** AIM OF THE EXERCISE **
From the first line of the data below through the line bearing "['1.12.x', '1.11.x', '1.10.x', '1.9.x', '1.8.x', '1.7.x']", reproduce each line exactly; do not include pictures.
+---+
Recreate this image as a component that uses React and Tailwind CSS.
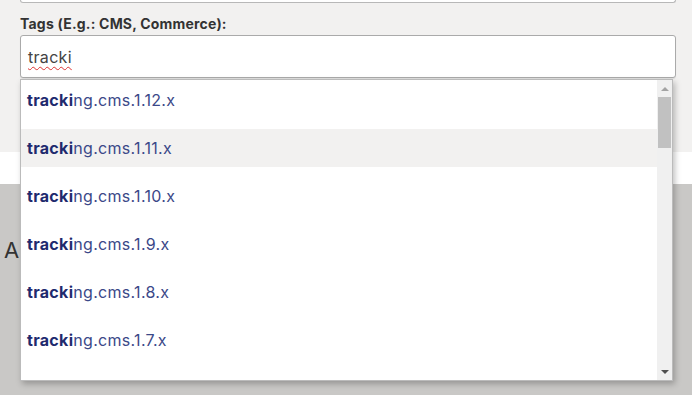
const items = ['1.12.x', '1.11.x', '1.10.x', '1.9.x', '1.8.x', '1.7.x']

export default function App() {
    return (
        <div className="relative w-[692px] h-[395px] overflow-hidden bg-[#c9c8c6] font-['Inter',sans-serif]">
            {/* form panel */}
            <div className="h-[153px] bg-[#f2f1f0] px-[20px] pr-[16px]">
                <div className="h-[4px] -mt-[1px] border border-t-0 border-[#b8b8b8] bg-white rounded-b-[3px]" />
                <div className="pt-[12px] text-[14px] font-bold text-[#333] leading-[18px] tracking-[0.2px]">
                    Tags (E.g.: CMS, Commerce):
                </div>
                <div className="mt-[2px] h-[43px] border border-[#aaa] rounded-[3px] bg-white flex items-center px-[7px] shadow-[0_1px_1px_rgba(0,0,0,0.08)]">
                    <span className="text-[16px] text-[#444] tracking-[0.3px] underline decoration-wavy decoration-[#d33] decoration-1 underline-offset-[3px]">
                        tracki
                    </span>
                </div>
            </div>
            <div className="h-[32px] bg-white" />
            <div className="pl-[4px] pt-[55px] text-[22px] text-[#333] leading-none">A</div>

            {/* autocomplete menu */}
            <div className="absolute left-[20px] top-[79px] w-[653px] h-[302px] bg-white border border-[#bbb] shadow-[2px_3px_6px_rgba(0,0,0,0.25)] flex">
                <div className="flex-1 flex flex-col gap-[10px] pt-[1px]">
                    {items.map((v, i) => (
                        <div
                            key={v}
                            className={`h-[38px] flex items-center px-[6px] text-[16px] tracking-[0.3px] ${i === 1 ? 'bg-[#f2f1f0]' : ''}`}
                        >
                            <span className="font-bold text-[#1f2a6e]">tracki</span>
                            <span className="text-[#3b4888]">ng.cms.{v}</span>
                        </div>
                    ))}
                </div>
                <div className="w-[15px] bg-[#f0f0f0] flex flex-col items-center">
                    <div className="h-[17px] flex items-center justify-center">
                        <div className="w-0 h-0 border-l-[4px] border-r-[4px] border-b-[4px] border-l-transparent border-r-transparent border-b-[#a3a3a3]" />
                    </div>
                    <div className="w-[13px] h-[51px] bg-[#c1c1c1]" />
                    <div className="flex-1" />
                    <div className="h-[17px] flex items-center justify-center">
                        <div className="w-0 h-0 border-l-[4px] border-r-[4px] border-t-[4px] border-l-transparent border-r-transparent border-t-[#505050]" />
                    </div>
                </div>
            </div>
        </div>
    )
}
+---+
** ANSWER TO THE PROBLEM **
Recreate this image as a component that uses React and Tailwind CSS.
const items = ['1.12.x', '1.11.x', '1.10.x', '1.9.x', '1.8.x', '1.7.x']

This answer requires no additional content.